For a few weekends now I have been 'dry-running' the servo electronics that are going to replace stepper motors on the cnc mill. So far the servos are working in closed loop, I can control the VFD forward/reverse and set the RPM, I can read in a spindle-encoder to verify the RPM and also do rigid tapping. The coolant relay works. There's a jogwheel that can be used for jogging the machine or adjusting spindle/feed-override.

Still on the to-do list are limit switches, home switches and homing, improvements to the E-stop loop, and linking up some pendant buttons.

I did a little PID-tuning today with one servo motor just sitting on the bench - no load. The final PID parameters when the motor is hooked up to the machine are probably going to be different from these, but at least I got some experience with tuning. I'm using the Mesa m5i20 to read encoder counts and output PWM to pico-systems servo amplifiers. The servos have 1000-line encoders so I get 4000 counts per revolution. The ballscrews are 2.5mm/revolution, so one encoder count corresponds to 0.000625 mm.

When tuning I did a 200 mm long G0 (rapid) move which allowed the motors to get up to max speed which was set to 6000 mm/min. With the servo directly coupled to the 2.5mm/rev screw that corresponds to 2400 RPM. When coasting at 6 m/min the DAC output was at around 8.7, so this is about as fast as the motors will go (unloaded). In the machine I might not be able to reach 6 m/min. Below some hal-scope screenshots that show how the pid-error changes when tuning the PID parameters.

First I tried only Pgain. The error clearly shows the three phases of the EMC2 trapezoidal trajectory generator.
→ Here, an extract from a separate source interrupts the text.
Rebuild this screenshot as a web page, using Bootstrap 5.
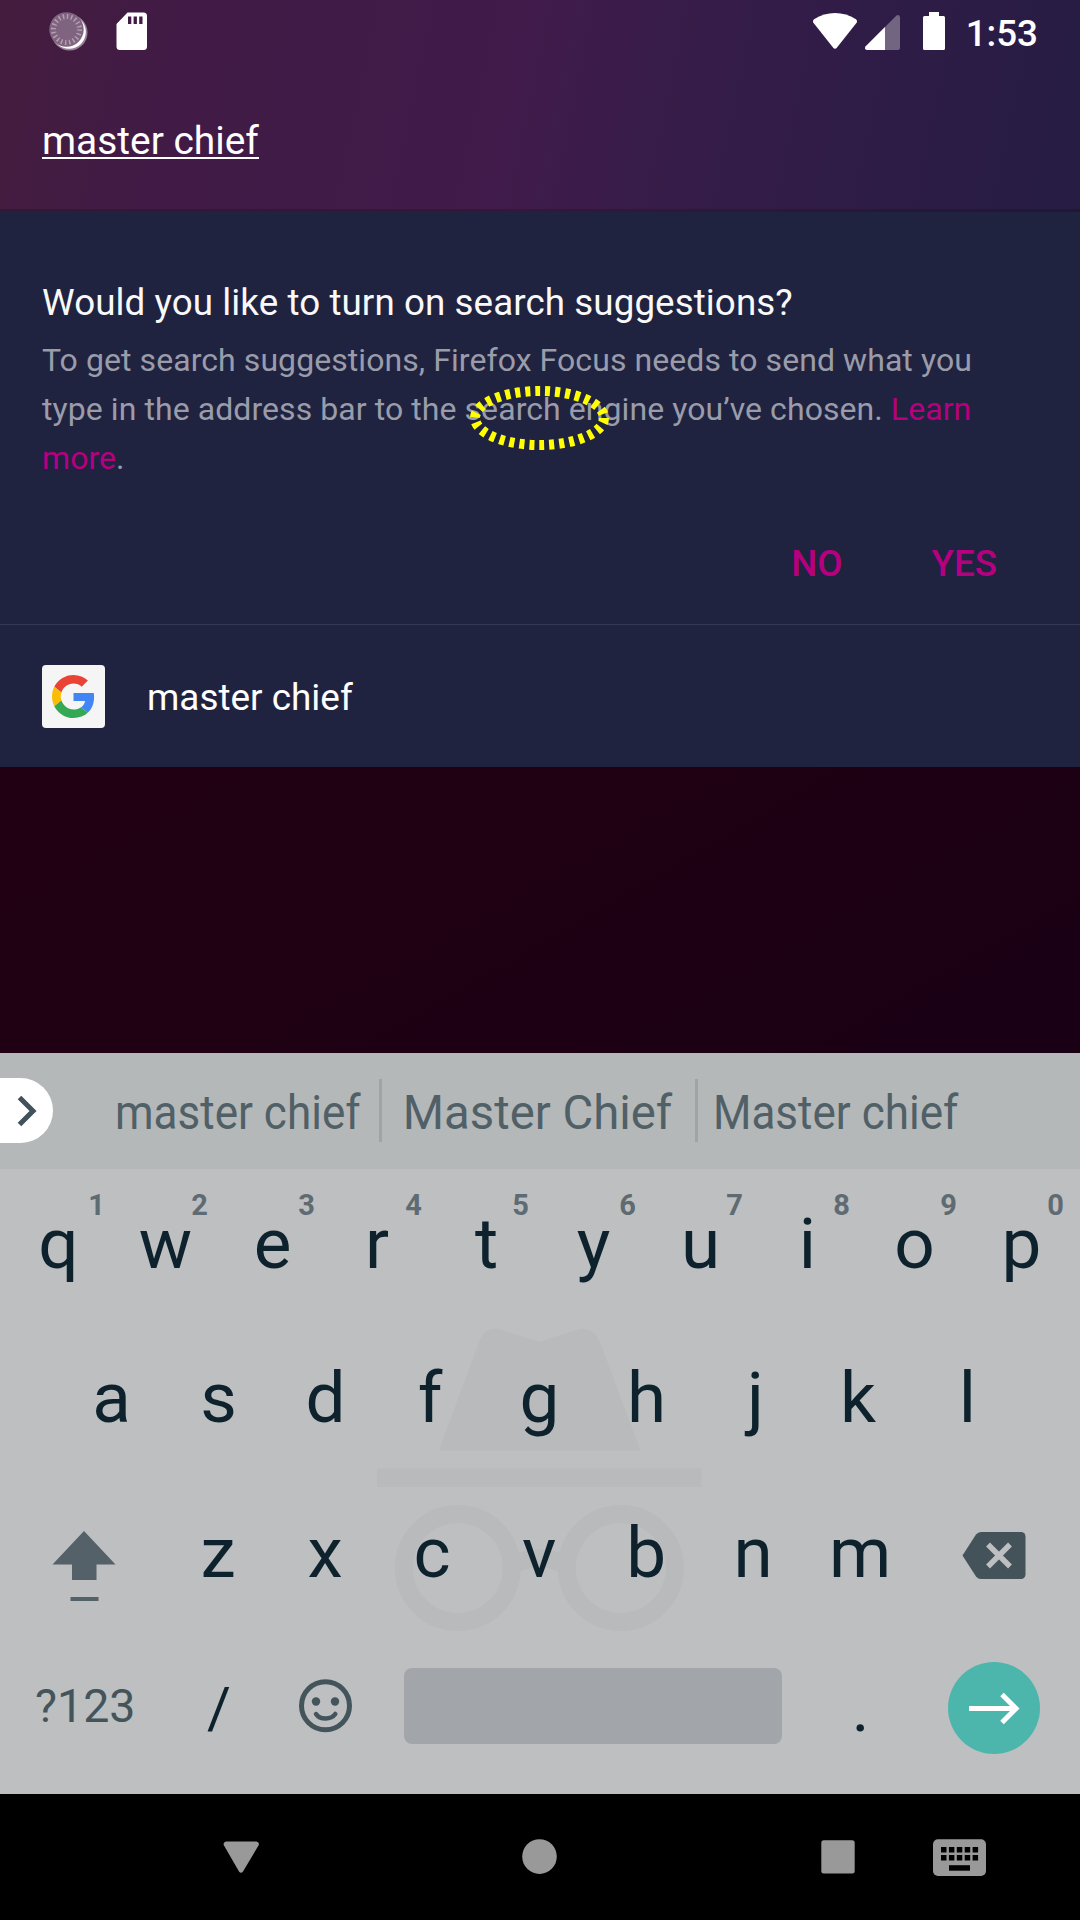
<!DOCTYPE html>
<html lang="en">
<head>
<meta charset="utf-8">
<meta name="viewport" content="width=device-width, initial-scale=1">
<title>Firefox Focus search</title>
<link href="https://cdn.jsdelivr.net/npm/bootstrap@5.3.0/dist/css/bootstrap.min.css" rel="stylesheet">
<style>
body{font-family:Roboto,sans-serif;background:#000}
.screen{width:1080px;height:1920px}
.top-area{height:209px;background:linear-gradient(102deg,#441c3e 0%,#411b45 16%,#401b4b 48%,#381c49 60%,#2f1c47 78%,#261c43 100%)}
.status-bar{height:63px;padding:0 42px 0 49px}
.clock{font-size:36.75px;font-weight:500;line-height:67px}
.url-text{margin:56px 0 0 42px;font-size:38.9px;line-height:44px;height:40px;width:max-content;border-bottom:2px solid #fff}
.edge-line{height:3px;background:linear-gradient(90deg,#331936,#331837 50%,#211737)}
.prompt{height:412px;background:#202340;padding:66px 42px 0;color:#f9f9fa}
.prompt h1{font-size:36.75px;line-height:50px;font-weight:400;letter-spacing:.08px;white-space:nowrap}
.prompt p{font-size:32px;line-height:49px;letter-spacing:.07px;color:#9a9caa;white-space:nowrap}
.prompt a,.choice{color:#b5007f;text-decoration:none}
.choice{font-size:36.75px;font-weight:500;line-height:50px}
.choices{margin-top:56px;gap:89px;padding-right:41px}
.mark-ring{left:464px;top:380px}
.result{height:143px;background:#202340;border-top:1px solid #353852;padding:0 42px;gap:42px}
.result-text{font-size:36.9px;line-height:44px;padding-top:4px}
.engine{width:63px;height:63px;border-radius:4px;background:#f5f5f5}
.backdrop{height:286px;background:linear-gradient(150deg,#220013,#1e0014 60%,#190014)}
.strip{height:116px;background:#b4b8b9;color:#506066;font-size:47.25px}
.pill{width:53px;height:65px;border-radius:0 33px 33px 0;background:#fff;margin:0 44px 1px 0}
.word{padding-top:4px;line-height:60px;white-space:nowrap}
.word-a{width:282px}.word-b{width:313px;padding-right:2px}.word-c{width:275px}
.condensed{transform:scaleX(.932)}
.bar-line{width:3px;height:63px;margin-bottom:2px;background:#9fa4a5}
.keys{height:625px;background:#bdbfc1;color:#0d222c;padding:0 5px 7px 5px}
.ghost{left:377px;top:190px}
.key{width:107px;font-size:71px;line-height:84px}
.key-wide{width:160.5px}
.key-r,.key-f,.key-k{padding-right:5px}
.key-j{padding-left:4px}
.hint{right:11px;top:17px;font-size:29px;font-weight:700;line-height:38px;color:#5f6b72}
.key-q .hint{right:7px}
.r1{height:150px}.r2{height:157px;padding-right:1px}.r3{height:153px;margin-left:-.8px}.r4{height:158px}
.num{font-size:46.5px;color:#44545b;padding-bottom:2px}
.slash{font-size:58px}
.dot{font-size:67px}
.space-bar{width:378px;height:76px;border-radius:8px;background:#a2a6ab;margin:0 25.5px 4px 24px}
.enter{width:92px;height:92px;background:#4db6ac}
.nav-keys{height:126px;background:#000}
svg{display:block;flex:none}
</style>
<script src="https://cdn.jsdelivr.net/npm/bootstrap@5.3.0/dist/js/bootstrap.bundle.min.js"></script>
</head>
<body>
<div class="screen d-flex flex-column overflow-hidden position-relative">
<header class="top-area text-white">
 <div class="status-bar d-flex justify-content-between">
  <svg width="110" height="63" viewBox="49 0 110 63">
   <circle cx="69.500" cy="32.500" r="18" fill="#fff" opacity=".45"/>
   <circle cx="69" cy="32" r="16.800" fill="#fff"/>
   <circle cx="66.500" cy="29.500" r="17.200" fill="#80647f"/>
   <circle cx="66.500" cy="29.500" r="13" fill="none" stroke="#b3a1b3" stroke-width="5" stroke-dasharray="1.400 2.684"/>
   <path d="M127.500 12.500H143.500a3.500 3.500 0 0 1 3.500 3.500V46.500a3.500 3.500 0 0 1-3.500 3.500H120a3.500 3.500 0 0 1-3.500-3.500V24Z" fill="#fff"/>
   <path d="M128 16.500h3.300v7.500H128zM133.600 16.500h3.300v7.500h-3.300zM139.200 16.500h3.300v7.500h-3.300z" fill="#421c44"/>
  </svg>
  <div class="d-flex">
   <svg width="154" height="63" viewBox="812 0 154 63" fill="#fff">
    <path d="M813.200 22.500Q812.300 20.500 814 19.300Q824 13 835 13T856 19.300Q857.700 20.500 856.800 22.500L837 47.500Q835 50 833 47.500Z"/>
    <path d="M900 17.500V48a2 2 0 0 1-2 2H867q-3-.5-1.500-3.500L896.500 15.500q3-1.500 3.500 2Z" opacity=".32"/>
    <path d="M885 27V50H867q-3-.5-1.500-3.500Z"/>
    <path d="M929 12h10v4h4.500a1.500 1.500 0 0 1 1.500 1.500V48.500a1.500 1.500 0 0 1-1.500 1.500H924.500a1.500 1.500 0 0 1-1.500-1.500V17.500a1.500 1.500 0 0 1 1.500-1.500H929Z"/>
   </svg>
   <div class="clock">1:53</div>
  </div>
 </div>
 <div class="url-text">master chief</div>
</header>
<div class="edge-line"></div>
<main class="prompt">
 <h1 class="m-0">Would you like to turn on search suggestions?</h1>
 <p class="mt-2 mb-0">To get search suggestions, Firefox Focus needs to send what you<br>type in the address bar to the search engine you’ve chosen. <a href="#">Learn</a><br><a href="#">more</a>.</p>
 <div class="choices d-flex justify-content-end"><button class="choice btn p-0 border-0">NO</button><button class="choice btn p-0 border-0">YES</button></div>
</main>
<svg class="mark-ring position-absolute" width="152" height="76" viewBox="464 380 152 76"><ellipse cx="539.500" cy="418" rx="64.500" ry="27" fill="none" stroke="#ff0" stroke-width="10" stroke-dasharray="5 5"/></svg>
<section class="result d-flex align-items-center text-white">
 <div class="engine d-flex align-items-center justify-content-center">
  <svg width="43" height="43" viewBox="0 0 48 48">
   <path fill="#ea4335" d="M24 9.500c3.540 0 6.710 1.220 9.210 3.600l6.850-6.850C35.900 2.380 30.470 0 24 0 14.620 0 6.510 5.380 2.560 13.220l7.980 6.190C12.430 13.720 17.740 9.500 24 9.500z"/>
   <path fill="#4285f4" d="M46.980 24.550c0-1.570-.15-3.090-.38-4.550H24v9.020h12.940c-.58 2.960-2.260 5.480-4.780 7.180l7.730 6c4.510-4.180 7.090-10.360 7.090-17.650z"/>
   <path fill="#fbbc05" d="M10.530 28.590c-.48-1.450-.76-2.990-.76-4.590s.27-3.140.76-4.590l-7.980-6.190C.92 16.460 0 20.120 0 24c0 3.880.92 7.540 2.560 10.780l7.970-6.190z"/>
   <path fill="#34a853" d="M24 48c6.480 0 11.930-2.130 15.890-5.810l-7.730-6c-2.150 1.450-4.920 2.300-8.160 2.300-6.260 0-11.570-4.220-13.470-9.910l-7.980 6.190C6.510 42.620 14.620 48 24 48z"/>
  </svg>
 </div>
 <div class="result-text">master chief</div>
</section>
<div class="backdrop"></div>
<div class="strip d-flex align-items-center">
 <div class="pill"><svg width="53" height="65" viewBox="0 1078 53 65"><path d="M19.500 1097.500L33 1111L19.500 1124.500" fill="none" stroke="#41525a" stroke-width="5"/></svg></div>
 <div class="word word-a d-flex justify-content-center"><span class="condensed">master chief</span></div>
 <div class="bar-line"></div>
 <div class="word word-b d-flex justify-content-center"><span>Master Chief</span></div>
 <div class="bar-line"></div>
 <div class="word word-c d-flex justify-content-center"><span class="condensed">Master chief</span></div>
</div>
<div class="keys position-relative">
 <svg class="ghost position-absolute" width="324" height="280" viewBox="377 1359 324 280" overflow="visible">
  <g fill="#b8babb">
   <path d="M439 1450.500L479 1342Q486 1325 502 1330L539.500 1342L576 1330Q592 1325 600 1342L640.500 1450.500Z"/>
   <path d="M377 1468.500h324.500v18.500H377z"/>
  </g>
  <g fill="none" stroke="#b8babb" stroke-width="18"><circle cx="457.800" cy="1568" r="54"/><circle cx="620.800" cy="1568" r="54"/><path d="M512 1565.500Q539.500 1551 567 1565.500"/></g>
 </svg>
 <div class="r1 d-flex position-relative" id="row1"></div>
 <div class="r2 d-flex justify-content-center position-relative" id="row2"></div>
 <div class="r3 d-flex align-items-center position-relative">
  <div class="key-wide d-flex justify-content-center"><svg width="64" height="80" viewBox="53 1513 64 80" overflow="visible" fill="#546168"><path d="M85 1531L116.500 1564.500H97.500V1580H73V1564.500H53.500ZM71.500 1597h28v4h-28z"/></svg></div>
  <div class="d-flex" id="row3"></div>
  <div class="key-wide d-flex justify-content-center"><svg width="64" height="48" viewBox="963 1529 64 48" overflow="visible"><path d="M963.500 1555.500L977 1534.500Q979 1532 982 1532H1022a4.500 4.500 0 0 1 4.500 4.500V1574.500a4.500 4.500 0 0 1-4.500 4.500H982Q979 1579 977 1576.500Z" fill="#44525a"/><path d="M989 1544.500L1011 1566.500M1011 1544.500L989 1566.500" stroke="#bdbfc1" stroke-width="5.500"/></svg></div>
 </div>
 <div class="r4 d-flex align-items-center position-relative">
  <div class="key-wide num text-center">?123</div>
  <div class="key slash text-center">/</div>
  <div class="key d-flex justify-content-center"><svg width="54" height="54" viewBox="299 1681 54 54" overflow="visible" fill="none" stroke="#44545b"><circle cx="325.500" cy="1705.700" r="24" stroke-width="5"/><path d="M316 1714Q319 1718.500 325.500 1718.500T335.300 1714" stroke-width="4.500" stroke-linecap="round"/><g fill="#44545b" stroke="none"><circle cx="316" cy="1701.500" r="4.200"/><circle cx="335" cy="1701.500" r="4.200"/></g></svg></div>
  <div class="space-bar"></div>
  <div class="key dot text-center">.</div>
  <div class="key-wide d-flex justify-content-center"><div class="enter rounded-circle"><svg width="92" height="92" viewBox="948 1662 92 92" fill="none" stroke="#fff" stroke-width="5"><path d="M969 1708.500H1016M1002 1694.500L1016 1708.500L1002 1722.500"/></svg></div></div>
 </div>
</div>
<footer class="nav-keys">
 <svg width="1080" height="126" viewBox="0 1794 1080 126" fill="#999">
  <path d="M226 1841.500H256.500Q260 1842.500 258.500 1845.500L243 1871.500Q241 1874 239 1871.500L224 1845.500Q222.500 1842.500 226 1841.500Z"/>
  <circle cx="539.500" cy="1856.600" r="17.300"/>
  <rect x="821.300" y="1840.300" width="33.400" height="33.300" rx="2.500"/>
  <rect x="933" y="1839.300" width="53" height="36.700" rx="5"/>
  <path stroke="#000" stroke-width="5.500" stroke-dasharray="5.500 2.400" d="M941 1849.700h38M941 1857.700h38"/>
  <path fill="#000" d="M949 1865.200h21v5.500h-21z"/>
 </svg>
</footer>
</div>
<script>
const letter=(c,n)=>`<div class="key key-${c} position-relative d-flex align-items-center justify-content-center">${c}${n===undefined?'':`<span class="hint position-absolute">${n}</span>`}</div>`;
row1.innerHTML=[...'qwertyuiop'].map((c,i)=>letter(c,(i+1)%10)).join('');
row2.innerHTML=[...'asdfghjkl'].map(c=>letter(c)).join('');
row3.innerHTML=[...'zxcvbnm'].map(c=>letter(c)).join('');
</script>
</body>
</html>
There's an initial acceleration phase during which the error grows, then the cruise phase where it stays constant, and then a deceleration phase at the end. The following error is big, more than 1mm. Obviously I've set FERROR and MIN_FERROR quite high in my ini file so EMC2 doesn't respond with a following error and stop all motion.

Next I tried increasing the 1st order feed-forward, or FF1, parameter. That worked well, and the error is cut more than ten fold!

So FF1 is a good thing? More of that then! Well not quite. Here I've increased FF1 to 0.2 and get sustained oscillations at the end of the move.

It's back to FF1=0.1 and a little D-term to the rescue for damping out the oscillations. Seems to work quite well.

Finally I ramped up the Igain. That helps to reduce the cruise-phase error a lot, but there still remains some following error during the accel/decel phases. There are spikes at the beginning and end of the accel/decel phases which I should try to get rid of. I guess some spikes will always remain since EMC2's trajectory planner outputs a trajectory which is only once differentiable (i.e. the velocity plot has 'sharp corners', and the acceleration plot has discontinuities, see pic here). I'm also using the inverse-deadband component to compensate for the open-loop response of the motors (see next post).

The maximum error is around 0.02 mm, or ca 32 encoder counts. I'm hoping the motors will perform at least as good as this when in the machine!

Hard disks are not forever

Just had a 2-3 year old SATA drive fail on me. If you're reading this, go and take backups of critical data. Do it. Now.

This is the cnc-mill controller machine so hopefully no critical data was lost. Some notes on the EMC2 install process, just in case I need to do it all over again sometime soon...

  • Install WinXP on a 50 Gb NTFS partition
  • Installed Ubuntu 6.06LTS from CD. Manual partition, 50 Gb for root file system, 2 Gb for swap.
  • Ubuntu update manager suggests 301 updates (278M) to install. I'm in Finland, but strangely my sources.list points me to au.something servers. Reboot.
  • Install EMC2 using emc2-install.sh. Reboot.
  • 'latency-test' shows reasonable jitter values - good.
  • Configure X to enable 1280x1024 resolution: 'sudo dpkg-reconfigure xserver-xorg'. Answer lots of techy-questions, remember to add the correct screen resolution and the correct keyboard (pc102). I wasn't able to log in the first time I tried this because I had chosen an incorrect keyboard type/layout.

VFD control board

This small PCB is going to sit between the M5i20 optoisolators and the VFD that runs the spindle on the mill.

Starting from the lower edge of the card there are three outputs that drive optoisolators on the VFD through BC337 transistors. On the VFD they are wired to Forward Start/Stop, Reverse Start/Stop, and External Fault.

The next signal goes in the opposite direction, from VFD to EMC. The VFD has a general purpose analog output which can be programmed to monitor motor current, power, etc. Since the m5i20 doesn't have analog inputs I'm using the V-2-f converter AD654. It's hidden below the board since it was only available in surface mount. As seen below it seems to work nicely. I designed the output to be at 1000 Hz with 10V input, but I'm only supplying 12 V to the AD654 which means the output goes all funny somewhere after 8 V input. Maybe the VFD software can scale the 0-10V output, or I can put a voltage divider in front of the AD654 to get maximum 8 V input. I need to come up with a HAL config that reads a general purpose IO pin and figures out the frequency (think big green/red pyVCP spindle load meter in AXIS).

The top two connections are for the frequency reference, a pulse train, and for an NC E-stop relay.

This card together with a spindle encoder should allow for rigid-tapping.